1990 yılında bölgelere göre aşırı yoksulluk sınırının altında yaşayan insanların oranı

1990 yılını gösteren yukarıdaki grafikte görüldüğü üzere aşırı yoksullukta yarı yarıya çoğunluğu oluşturan bölgeler; Güneydoğu Asya, Doğu Asya ve Okyanusya olarak gözüküyor.

Aynı grafiğin 2017 yılı için olanı ise bu şekilde;

2017 yılında bölgelere göre aşırı yoksulluk sınırının altında yaşayan insanların oranı

Görüldüğü gibi 2017 yılına gelindiğinde aşırı yoksulluk çeken insanlar içinde “Afrika” kıtasında bulunanların sayısı neredeyse yarıyı geçiyor. Elimizdeki verileri kullanarak hesaplama yapıldığında, ortaya 2050 yılı için bir tahmin çıkartırsak sonuçlar dahada şaşırtıcı hale geliyor.

2050 Yılında Aşırı Yoksulluk sınırının altında yaşayan Sahra Altı Afrika’daki insanları gösteren grafik. (Tahmini)

Sahra Altı Afrika’daki bu verileri ülke bazında yorumladığımızda grafikte açık ara farkla gözümüze 2 ülke çarpıyor. Bunlar;

  • Nijerya
  • Demokratik Kongo Cumhuriyeti

Buraya kadar olan kısımda aşırı yoksulluğa büyük resimden başlayarak kıtalara ve en son ülkelere / bölgelere kadar indirgeyip inceleme fırsatı bulduk. Gösterilen bu ülkelerdeki sahip olunan ortak sıkıntılar;

  • Yüksek suç oranı.
  • Doğal afetlere karşı yetersiz altyapı.
  • Sağlık sisteminin olmaması / yetersizliği.
  • Eğitim sisteminin olmaması / yetersizliği.
  • Küresel ısınmanın etkilerinin en çok görülen alanları içermesi.(tarımsal verimin düştüğü topraklar, su yetersizliği, kuraklık,…)

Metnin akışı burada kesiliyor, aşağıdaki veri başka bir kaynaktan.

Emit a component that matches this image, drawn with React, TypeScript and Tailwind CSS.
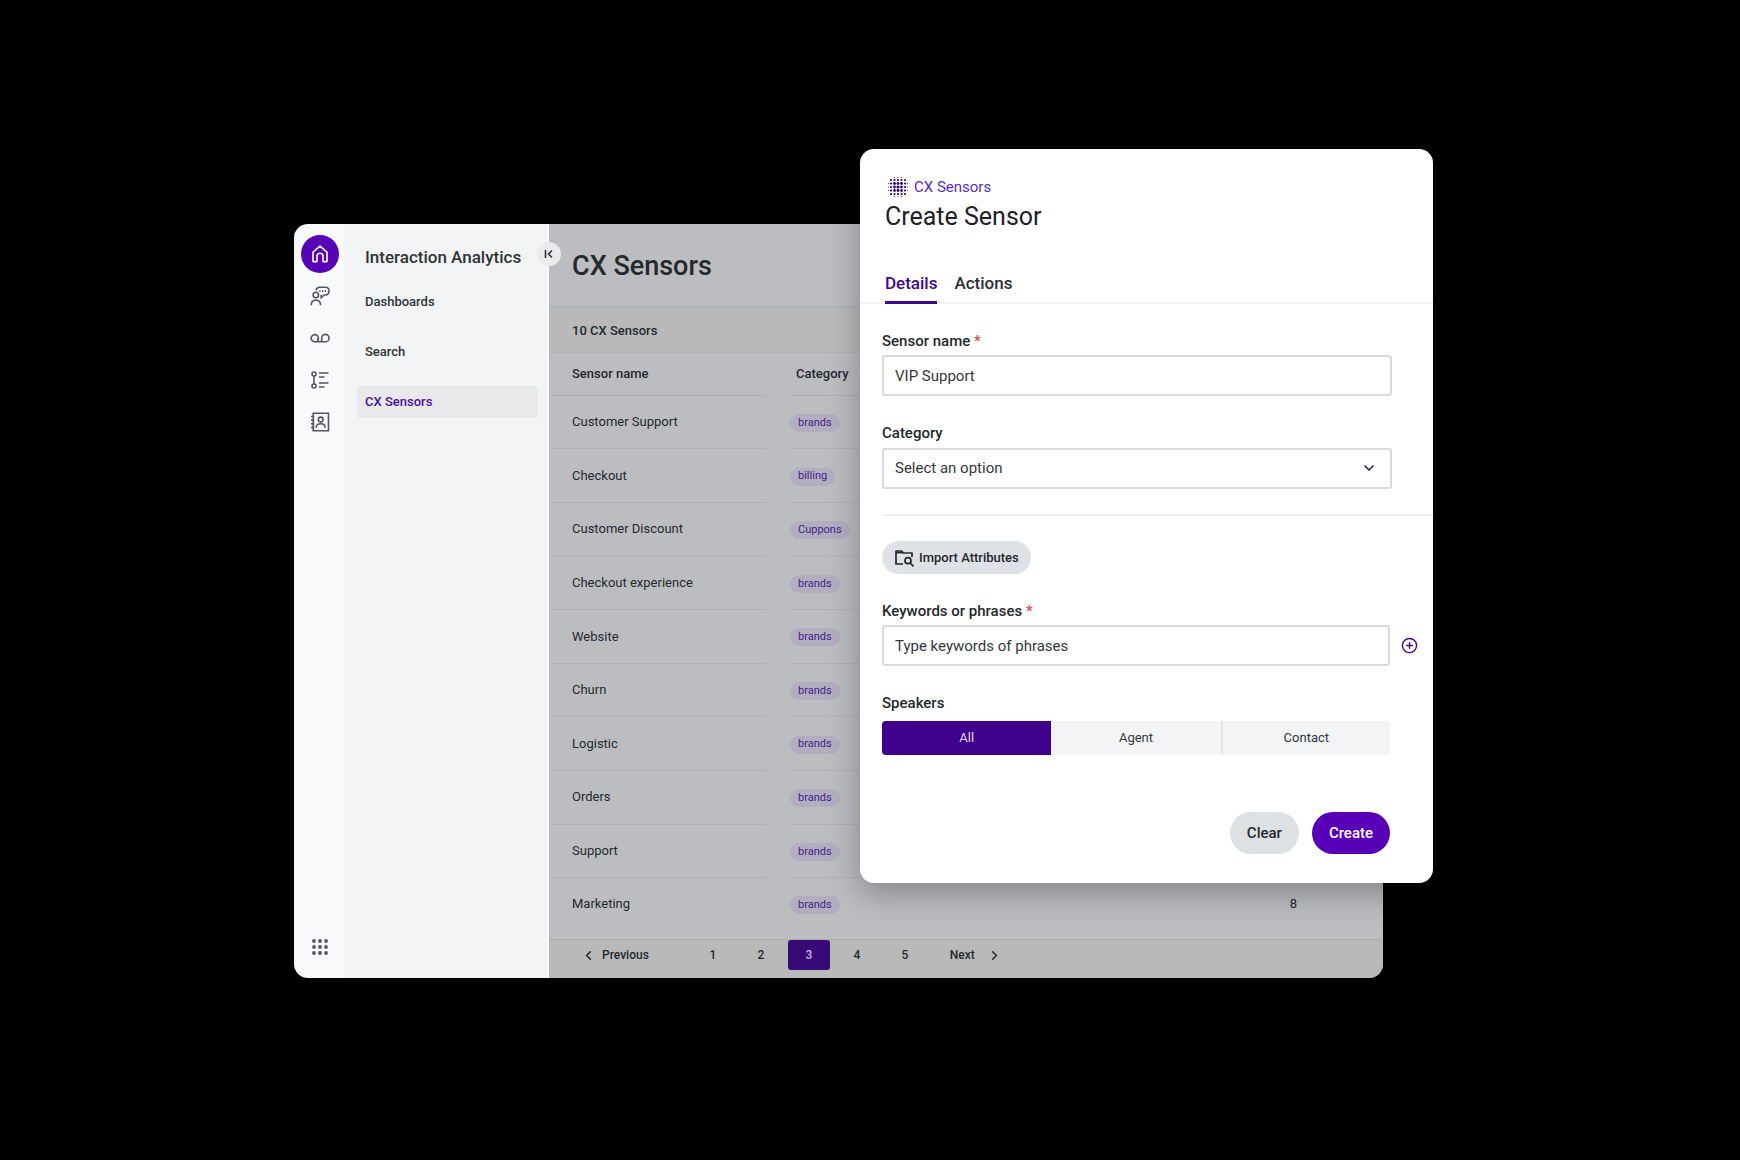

Bütün bunların yanında en çok görülen sıkıntı ise yüksek doğum oranının bir sonucu olarak aşırı nüfus artışı.

2100 yılı tahmini doğum sayıları.

Grafikte gösterilen dünya geneli tahmini doğum sayıları ile Sahra Altı Afrika tahmini doğum sayıları karşılaştırıldığında gerçek ortaya çıkıyor. 2100 yılına gelindiğinde dünya üzerinde doğacak bebeklerin yarısı Afrika kıtasında olacak. Bundan daha kötü olan ise bunların Afrika’nın en fakir bölgelerinde doğan bebekler olacak olması.

Alınabilecek Önlemler:

İlk 2 dalga örneğe tekrar dönersek, bu dalgaları başarabilen ülkelerin (Çin, Hindistan) yapmış olduğu yatırımlar genellikle insana yapılan yatırımlardan oluşuyor. Bunların başında sağlık ve eğitim yatırımları geliyor.

Çin bu temel yatırımlar için güzel bir örnek barındırıyor. 1990 yılında Çindeki 3 çocuktan 1'i eğitim ve sağlık anlamında tam potansiyeline ulaşamıyordu. Tipik bir çinli gencin o yıllarda lise eğitimi dahi yoktu. Fakat günümüze gelindiğinde Çinli gençlerin çoğunluğa yakını liseye gitmekle kalmıyor, lise mezunu gençlerin yarısından fazlası üniversite eğitimi alıyor. Çinin bu sonuca ulaşabilmek için yaptığı yatırımlar Afrika kıtası için temel alınabilir.

2050 yılı için tahmini senaryolara göre aşırı yoksulluk sınırının altında yaşayan insan sayısının değişimi.
  • Senaryo 1(Kırmızı) : İnsani yatırımlar görmezden gelinirse oluşacak durum.
  • Senaryo 2(Beyaz) : Şuan ki tahminlere göre oluşacak durum.
  • Senaryo 3(Yeşil) : İnsani yatırımlara hız kazandırılıp temel bir hizmet ve altyapı oluşturulursa oluşacak durum.

Bütün bu grafiklere ve verilen örneklere bakıldığında eğitime ve insani değere odaklı yapılan doğru yatırımlarla aşırı yoksulluğu dünya üzerinde yok etmenin eşiğine getirebilecek bir 3. dalganın yaratılması hiçte uzak bir hayal değil.